Middlesex University’s validated work-based learning curriculum framework can be used to construct university programmes across all academic levels, offering a structure within which individuals and cohorts of learners can pursue negotiated learning programmes that capture learning opportunities from work and which enhance work/ practice. This is underpinned by the establishment of work-based learning as a ‘field of study’ (Gibbs & Garnett, 2007; Portwood, 2000) at the university within which higher education awards can be conferred. The conception of the work-based learning field of study is transdisciplinary and this chapter will explore how this resonates with the idea of open learning. This will include a discussion of some of the philosophical and theoretical underpinnings of Middlesex University’s validated work-based learning curriculum framework, which reflect an open approach to credentialing learning. The underpinning concepts include the nature of transdisciplinarity and some of the potential limitations of disciplinary-based approaches, the role of experiential learning and reflection, access to higher education and the contribution of communities of practice to work-based learning. The Middlesex work-based learning curriculum framework supports and promotes open learning in the sense that it is not limited to any particular academic discipline or subject but is rather designed to recognise higher-level learning that emerges through engagement with work and professional practice in a transdisciplinary context.
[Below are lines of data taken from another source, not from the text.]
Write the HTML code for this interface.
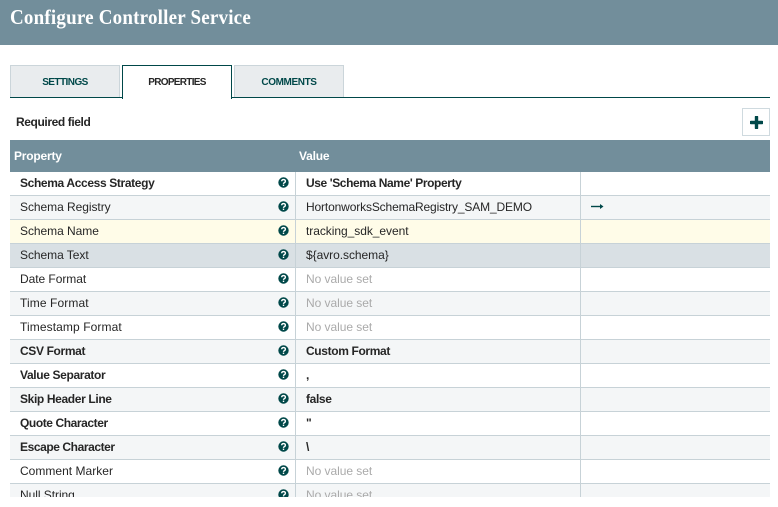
<!DOCTYPE html>
<html><head><meta charset="utf-8"><style>
html,body{margin:0;padding:0;background:#fff;width:778px;height:507px;overflow:hidden}
body{position:relative;font-family:"Liberation Sans",sans-serif;color:#262626}
div{position:absolute;box-sizing:border-box;white-space:nowrap}
.hdr{left:0;top:0;width:778px;height:45px;background:#728e9b}
.title{left:10px;top:5px;font:bold 19px/24px "Liberation Serif",serif;color:#fff;letter-spacing:.2px;transform:scaleY(1.12);transform-origin:0 0}
.tab{top:65px;height:33px;background:#e9ecee;border:1px solid #cbd5da;border-bottom:none;font:bold 10px/33px "Liberation Sans",sans-serif;color:#004849;text-align:center;width:110px}
.line{left:10px;top:97px;width:760px;height:1px;background:#004849}
.act{left:122px;top:65px;width:110px;height:34px;background:#fff;border:1px solid #004849;border-bottom:none;font:bold 10px/33px "Liberation Sans",sans-serif;color:#262626;text-align:center;letter-spacing:-.7px}
.req{left:16px;top:115px;font:bold 12px/14px "Liberation Sans",sans-serif;letter-spacing:-.4px}
.add{left:742px;top:108px;width:28px;height:28px;border:1px solid #cfdadf}
.th{left:10px;top:140px;width:760px;height:32px;background:#728e9b}
.tt{top:149px;font:bold 12px/14px "Liberation Sans",sans-serif;color:#fff;letter-spacing:-.2px}
.rows{left:10px;top:172px;width:760px;height:325px;overflow:hidden}
.r{left:0;width:760px;height:24px;border-bottom:1px solid #c7d2d7;font-size:12px;line-height:23px}
.e{background:#f4f6f7}.w{background:#fff}.y{background:#fffce8}.g{background:#d9e0e4}
.n,.v{letter-spacing:-.05px}
.n{left:10px;top:0}.v{left:296px;top:0}
.b{font-weight:bold;letter-spacing:-.36px}
.u{color:#aaa;letter-spacing:-.05px}
.c1{left:285px;top:0;width:1px;height:24px;background:#c7d2d7}
.c2{left:570px;top:0;width:1px;height:24px;background:#c7d2d7}
svg{position:absolute}
.q{left:268px;top:5px;width:11px;height:11px}
</style></head><body>
<div class="hdr"></div>
<div class="title">Configure Controller Service</div>
<div class="tab" style="left:10px;letter-spacing:-.55px">SETTINGS</div>
<div class="tab" style="left:234px;letter-spacing:-.4px">COMMENTS</div>
<div class="line"></div>
<div class="act">PROPERTIES</div>
<div class="req">Required field</div>
<div class="add"><svg style="left:7px;top:7px" width="13" height="13" viewBox="0 0 13 13"><path d="M6.5 1v11M1 6.5h11" stroke="#004849" stroke-width="3.4" stroke-linecap="round"/></svg></div>
<div class="th"></div>
<div class="tt" style="left:14px">Property</div>
<div class="tt" style="left:299px">Value</div>
<div class="rows">
<div class="r w" style="top:0"><div class="n b">Schema Access Strategy</div><div class="v b" style="letter-spacing:-.4px">Use 'Schema Name' Property</div><div class="c1"></div><div class="c2"></div><svg class="q" viewBox="0 0 11 11"><circle cx="5.5" cy="5.5" r="5.2" fill="#004849"/><path d="M3.7 4.3c0-2.3 3.7-2.3 3.7-.1 0 1.400-1.900 1.400-1.900 2.700" fill="none" stroke="#fff" stroke-width="1.400"/><rect x="4.800" y="7.600" width="1.400" height="1.400" fill="#fff"/></svg></div>
<div class="r e" style="top:24px"><div class="n">Schema Registry</div><div class="v" style="letter-spacing:-.14px">HortonworksSchemaRegistry_SAM_DEMO</div><div class="c1"></div><div class="c2"></div><svg class="q" viewBox="0 0 11 11"><circle cx="5.5" cy="5.5" r="5.2" fill="#004849"/><path d="M3.7 4.3c0-2.3 3.7-2.3 3.7-.1 0 1.400-1.900 1.400-1.900 2.700" fill="none" stroke="#fff" stroke-width="1.400"/><rect x="4.800" y="7.600" width="1.400" height="1.400" fill="#fff"/></svg><svg style="left:581px;top:7px" width="13" height="7" viewBox="0 0 13 7"><path d="M0 3.500h10" stroke="#004849" stroke-width="1.400"/><path d="M9 1l3.500 2.500L9 6z" fill="#004849"/></svg></div>
<div class="r y" style="top:48px"><div class="n">Schema Name</div><div class="v">tracking_sdk_event</div><div class="c1"></div><div class="c2"></div><svg class="q" viewBox="0 0 11 11"><circle cx="5.5" cy="5.5" r="5.2" fill="#004849"/><path d="M3.7 4.3c0-2.3 3.7-2.3 3.7-.1 0 1.400-1.900 1.400-1.900 2.700" fill="none" stroke="#fff" stroke-width="1.400"/><rect x="4.800" y="7.600" width="1.400" height="1.400" fill="#fff"/></svg></div>
<div class="r g" style="top:72px"><div class="n">Schema Text</div><div class="v">${avro.schema}</div><div class="c1"></div><div class="c2"></div><svg class="q" viewBox="0 0 11 11"><circle cx="5.5" cy="5.5" r="5.2" fill="#004849"/><path d="M3.7 4.3c0-2.3 3.7-2.3 3.7-.1 0 1.400-1.900 1.400-1.900 2.700" fill="none" stroke="#fff" stroke-width="1.400"/><rect x="4.800" y="7.600" width="1.400" height="1.400" fill="#fff"/></svg></div>
<div class="r w" style="top:96px"><div class="n">Date Format</div><div class="v u">No value set</div><div class="c1"></div><div class="c2"></div><svg class="q" viewBox="0 0 11 11"><circle cx="5.5" cy="5.5" r="5.2" fill="#004849"/><path d="M3.7 4.3c0-2.3 3.7-2.3 3.7-.1 0 1.400-1.900 1.400-1.900 2.700" fill="none" stroke="#fff" stroke-width="1.400"/><rect x="4.800" y="7.600" width="1.400" height="1.400" fill="#fff"/></svg></div>
<div class="r e" style="top:120px"><div class="n" style="letter-spacing:.1px">Time Format</div><div class="v u">No value set</div><div class="c1"></div><div class="c2"></div><svg class="q" viewBox="0 0 11 11"><circle cx="5.5" cy="5.5" r="5.2" fill="#004849"/><path d="M3.7 4.3c0-2.3 3.7-2.3 3.7-.1 0 1.400-1.900 1.400-1.900 2.700" fill="none" stroke="#fff" stroke-width="1.400"/><rect x="4.800" y="7.600" width="1.400" height="1.400" fill="#fff"/></svg></div>
<div class="r w" style="top:144px"><div class="n" style="letter-spacing:.1px">Timestamp Format</div><div class="v u">No value set</div><div class="c1"></div><div class="c2"></div><svg class="q" viewBox="0 0 11 11"><circle cx="5.5" cy="5.5" r="5.2" fill="#004849"/><path d="M3.7 4.3c0-2.3 3.7-2.3 3.7-.1 0 1.400-1.900 1.400-1.900 2.700" fill="none" stroke="#fff" stroke-width="1.400"/><rect x="4.800" y="7.600" width="1.400" height="1.400" fill="#fff"/></svg></div>
<div class="r e" style="top:168px"><div class="n b">CSV Format</div><div class="v b">Custom Format</div><div class="c1"></div><div class="c2"></div><svg class="q" viewBox="0 0 11 11"><circle cx="5.5" cy="5.5" r="5.2" fill="#004849"/><path d="M3.7 4.3c0-2.3 3.7-2.3 3.7-.1 0 1.400-1.900 1.400-1.900 2.700" fill="none" stroke="#fff" stroke-width="1.400"/><rect x="4.800" y="7.600" width="1.400" height="1.400" fill="#fff"/></svg></div>
<div class="r w" style="top:192px"><div class="n b">Value Separator</div><div class="v b">,</div><div class="c1"></div><div class="c2"></div><svg class="q" viewBox="0 0 11 11"><circle cx="5.5" cy="5.5" r="5.2" fill="#004849"/><path d="M3.7 4.3c0-2.3 3.7-2.3 3.7-.1 0 1.400-1.900 1.400-1.900 2.700" fill="none" stroke="#fff" stroke-width="1.400"/><rect x="4.800" y="7.600" width="1.400" height="1.400" fill="#fff"/></svg></div>
<div class="r e" style="top:216px"><div class="n b">Skip Header Line</div><div class="v b">false</div><div class="c1"></div><div class="c2"></div><svg class="q" viewBox="0 0 11 11"><circle cx="5.5" cy="5.5" r="5.2" fill="#004849"/><path d="M3.7 4.3c0-2.3 3.7-2.3 3.7-.1 0 1.400-1.900 1.400-1.900 2.700" fill="none" stroke="#fff" stroke-width="1.400"/><rect x="4.800" y="7.600" width="1.400" height="1.400" fill="#fff"/></svg></div>
<div class="r w" style="top:240px"><div class="n b" style="letter-spacing:-.42px">Quote Character</div><div class="v b">"</div><div class="c1"></div><div class="c2"></div><svg class="q" viewBox="0 0 11 11"><circle cx="5.5" cy="5.5" r="5.2" fill="#004849"/><path d="M3.7 4.3c0-2.3 3.7-2.3 3.7-.1 0 1.400-1.900 1.400-1.900 2.700" fill="none" stroke="#fff" stroke-width="1.400"/><rect x="4.800" y="7.600" width="1.400" height="1.400" fill="#fff"/></svg></div>
<div class="r e" style="top:264px"><div class="n b" style="letter-spacing:-.42px">Escape Character</div><div class="v b">\</div><div class="c1"></div><div class="c2"></div><svg class="q" viewBox="0 0 11 11"><circle cx="5.5" cy="5.5" r="5.2" fill="#004849"/><path d="M3.7 4.3c0-2.3 3.7-2.3 3.7-.1 0 1.400-1.900 1.400-1.900 2.700" fill="none" stroke="#fff" stroke-width="1.400"/><rect x="4.800" y="7.600" width="1.400" height="1.400" fill="#fff"/></svg></div>
<div class="r w" style="top:288px"><div class="n" style="letter-spacing:.02px">Comment Marker</div><div class="v u">No value set</div><div class="c1"></div><div class="c2"></div><svg class="q" viewBox="0 0 11 11"><circle cx="5.5" cy="5.5" r="5.2" fill="#004849"/><path d="M3.7 4.3c0-2.3 3.7-2.3 3.7-.1 0 1.400-1.900 1.400-1.900 2.700" fill="none" stroke="#fff" stroke-width="1.400"/><rect x="4.800" y="7.600" width="1.400" height="1.400" fill="#fff"/></svg></div>
<div class="r e" style="top:312px"><div class="n">Null String</div><div class="v u">No value set</div><div class="c1"></div><div class="c2"></div><svg class="q" viewBox="0 0 11 11"><circle cx="5.5" cy="5.5" r="5.2" fill="#004849"/><path d="M3.7 4.3c0-2.3 3.7-2.3 3.7-.1 0 1.400-1.900 1.400-1.900 2.700" fill="none" stroke="#fff" stroke-width="1.400"/><rect x="4.800" y="7.600" width="1.400" height="1.400" fill="#fff"/></svg></div>
</div>
</body></html>
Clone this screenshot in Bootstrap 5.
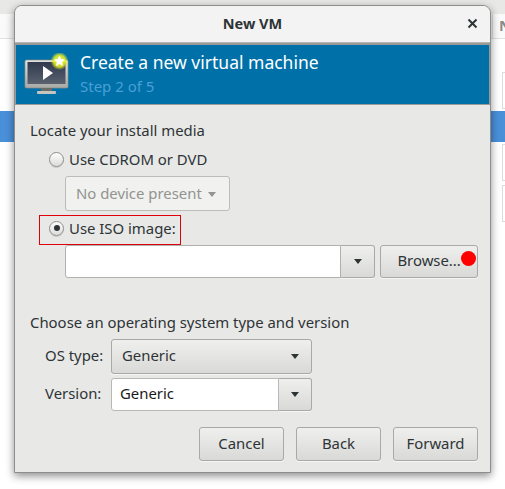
<!DOCTYPE html>
<html lang="en">
<head>
<meta charset="utf-8">
<title>New VM</title>
<link rel="stylesheet" href="https://cdn.jsdelivr.net/npm/bootstrap@5.3.0/dist/css/bootstrap.min.css">
<style>
html,body{height:100%;overflow:hidden}
body{background:#fff;font-family:"Noto Sans",sans-serif;font-size:14.9px;color:#2e3436;position:relative;width:505px;height:489px}
.bg-top{height:14px;background:#e8e8e7}
.bg-tabs{height:24px;background:#fafafa;border-bottom:1px solid #e2e2e2;box-sizing:content-box}
.bg-gap{height:72px}
.bg-sel{height:31px;background:#4a90d9}
.bg-n{position:absolute;left:499px;top:16px;color:#8a8a8a;font-weight:700;font-size:15px;line-height:18px}
.bg-tabline{position:absolute;left:492px;top:14px;height:24px;width:1px;background:#e0e0e0}
.bg-box{position:absolute;left:502px;width:10px;border:1px solid #dcdcdc;background:#fff}
.bx1{top:72px;height:37px}.bx2{top:144px;height:37px}.bx3{top:185px;height:37px}
.vm-win{position:absolute;left:14px;top:5px;width:477px;height:468px;background:#e8e8e7;border:1px solid #8d8d8b;border-radius:8px 8px 0 0;box-shadow:0 3px 9px rgba(0,0,0,.45);overflow:hidden}
.vm-title{height:37px;background:#f3f3f3;border-bottom:1px solid #b5b5b3;font-weight:700;font-size:14.5px;position:relative}
.vm-close{position:absolute;right:9px;top:10px;width:16px;height:16px}
.vm-banner{height:62px;background:#0071a8;border:1px solid #9a9a98;border-top-width:2px;padding-left:8px;gap:10px}
.vm-h{color:#fff;font-size:17.5px;line-height:24px;margin-top:5px}
.vm-step{color:#4a9fd6;font-size:15px;line-height:22px;margin-top:1px}
.vm-body{padding:13px 12px 0 15px}
.vm-line{line-height:24px}
.vm-radio{width:15px;height:15px;border-radius:50%;border:1px solid #8f8f8d;background:linear-gradient(#fdfdfd,#dcdcda);box-shadow:0 1px 0 rgba(0,0,0,.12);flex:none;margin-right:5px}
.vm-dot{width:6px;height:6px;border-radius:50%;background:#2e3436}
.vm-r1{margin:5px 0 0 19px;height:24px}
.vm-btn{background:linear-gradient(#efefee,#d9d9d7);border:1px solid #a9a9a7;border-radius:3px;box-shadow:0 1px 0 rgba(255,255,255,.6);color:#2e3436;height:34px;padding-bottom:2px}
.vm-caret{width:0;height:0;border-left:4.5px solid transparent;border-right:4.5px solid transparent;border-top:5px solid #2e3436;flex:none;margin-top:2px}
.vm-dis{width:165px;height:35px;margin:5px 0 0 35px;background:#f1f1f0;border:1px solid #bcbcba;border-radius:3px;color:#92948f;padding:0 10px 1px 10px;box-shadow:none;white-space:nowrap}
.vm-dis .vm-caret{border-top-color:#92948f;margin-left:6px}
.vm-iso{width:142px;height:30px;margin:4px 0 0 9px;border:1px solid #e0000a;padding:0 0 4px 9px}
.vm-chooser{margin-left:35px;height:33px}
.vm-entry{width:277px;height:33px;background:#fff;border:1px solid #b0b0ae;border-radius:3px 0 0 3px}
.vm-drop{width:34px;height:33px;border-left:0;border-radius:0 3px 3px 0}
.vm-browse{width:98px;height:33px;margin-left:5px;position:relative}
.vm-reddot{position:absolute;width:15px;height:15px;border-radius:50%;background:#f00;right:1px;top:5px}
.vm-os{margin-top:32px}
.vm-grid{margin-left:15px;height:34px;margin-top:5px}
.vm-grid2{margin-top:4px}
.vm-lbl{width:66px;flex:none;padding-bottom:1px}
.vm-combo{width:201px;height:35px;padding:0 12px 2px 10px}
.vm-combotext{width:168px;height:33px;background:#fff;border:1px solid #b8b8b6;border-radius:3px 0 0 3px;padding:0 0 1px 8px;color:#1a1a1a}
.vm-combodrop{width:33px;height:33px;border-left:0;border-radius:0 3px 3px 0}
.vm-actions{position:absolute;right:12px;bottom:11px;gap:12px}
.vm-act{width:85px;height:34px}
</style>
</head>
<body>
<div class="bg-top"></div>
<div class="bg-tabs"></div>
<div class="bg-gap"></div>
<div class="bg-sel"></div>
<div class="bg-tabline"></div>
<div class="bg-n">N</div>
<div class="bg-box bx1"></div>
<div class="bg-box bx2"></div>
<div class="bg-box bx3"></div>

<div class="vm-win">
  <div class="vm-title d-flex align-items-center justify-content-center">New VM
    <svg class="vm-close" viewBox="0 0 16 16"><path d="M3.5 3.5l8 8M11.5 3.5l-8 8" stroke="#2e3436" stroke-width="2" fill="none"/></svg>
  </div>
  <div class="vm-banner d-flex">
    <svg width="46" height="44" viewBox="0 0 46 44" class="flex-none align-self-center">
      <defs>
        <radialGradient id="gl"><stop offset="0" stop-color="#fbff50"/><stop offset=".65" stop-color="#e8f020" stop-opacity=".85"/><stop offset="1" stop-color="#e8f020" stop-opacity="0"/></radialGradient>
        <linearGradient id="sc" x1="0" y1="0" x2="0" y2="1"><stop offset="0" stop-color="#2f3a4c"/><stop offset="1" stop-color="#5a6270"/></linearGradient>
        <linearGradient id="bz" x1="0" y1="0" x2="0" y2="1"><stop offset="0" stop-color="#e4e4e2"/><stop offset="1" stop-color="#a9a9a6"/></linearGradient>
      </defs>
      <rect x="1" y="7" width="43" height="28" rx="1.5" fill="url(#bz)" stroke="#8d8d8a" stroke-width=".7"/>
      <rect x="3.5" y="9" width="38" height="22" fill="url(#sc)"/>
      <polygon points="19,13 19,27 29,20" fill="#fff"/>
      <rect x="17" y="35" width="11" height="3" fill="#6b6b68"/>
      <rect x="13" y="38" width="19" height="3" rx="1" fill="#c4c4c1"/>
      <circle cx="35.5" cy="8" r="9" fill="url(#gl)"/>
      <polygon points="35.5,2.5 37.2,6 41,6.5 38.2,9.1 38.9,12.9 35.5,11.1 32.1,12.9 32.8,9.1 30,6.5 33.8,6" fill="#fff"/>
    </svg>
    <div>
      <div class="vm-h">Create a new virtual machine</div>
      <div class="vm-step">Step 2 of 5</div>
    </div>
  </div>
  <div class="vm-body">
    <div class="vm-line">Locate your install media</div>
    <div class="vm-r1 d-flex align-items-center"><span class="vm-radio"></span><span>Use CDROM or DVD</span></div>
    <div class="vm-btn vm-dis d-flex align-items-center">No device present<span class="vm-caret"></span></div>
    <div class="vm-iso d-flex align-items-center"><span class="vm-radio d-flex align-items-center justify-content-center"><span class="vm-dot"></span></span><span>Use ISO image:</span></div>
    <div class="vm-chooser d-flex">
      <div class="vm-entry"></div>
      <div class="vm-btn vm-drop d-flex align-items-center justify-content-center"><span class="vm-caret"></span></div>
      <div class="vm-btn vm-browse d-flex align-items-center justify-content-center">Browse...<span class="vm-reddot"></span></div>
    </div>
    <div class="vm-os vm-line">Choose an operating system type and version</div>
    <div class="vm-grid d-flex align-items-center">
      <span class="vm-lbl">OS type:</span>
      <div class="vm-btn vm-combo d-flex align-items-center justify-content-between">Generic<span class="vm-caret"></span></div>
    </div>
    <div class="vm-grid vm-grid2 d-flex align-items-center">
      <span class="vm-lbl">Version:</span>
      <div class="vm-combotext d-flex align-items-center">Generic</div>
      <div class="vm-btn vm-combodrop d-flex align-items-center justify-content-center"><span class="vm-caret"></span></div>
    </div>
  </div>
  <div class="vm-actions d-flex">
    <div class="vm-btn vm-act d-flex align-items-center justify-content-center">Cancel</div>
    <div class="vm-btn vm-act d-flex align-items-center justify-content-center">Back</div>
    <div class="vm-btn vm-act d-flex align-items-center justify-content-center">Forward</div>
  </div>
</div>
<script src="https://cdn.jsdelivr.net/npm/bootstrap@5.3.0/dist/js/bootstrap.bundle.min.js"></script>
</body>
</html>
These aspects of open learning also resonate with the recent United Kingdom’s (UK) Higher Education Academy (HEA) report on the ‘conditions of flexibility’ that have “the potential to enhance student learning, widen opportunities for participation in higher education, and develop graduates who are well-equipped to contribute to a fast-changing world” (Barnett, 2014, p. 10). This report includes the requirement to ‘provide pedagogical openness’ as one of the conditions of flexibility in higher education. The work-based learning framework design, construction and operation is also coherent with the concept of ‘flexible learning’ as defined by the Commonwealth of Learning (2000). Specifically, certain contributory factors to the learning environment include a “convergence of open and distance learning methods, media and classroom strategies; learner-centred philosophy” (Commonwealth of Learning, 2000, p. 19). The Middlesex work-based learning curriculum framework has been designed to deploy open and distance learning methods that are delivered through online learning technologies providing a blended approach to learning. This can include online distance learning, recorded campus workshops and tutor support through a virtual learning environment and email, thereby opening opportunities for learning irrespective of a learner’s work environment or geographical location.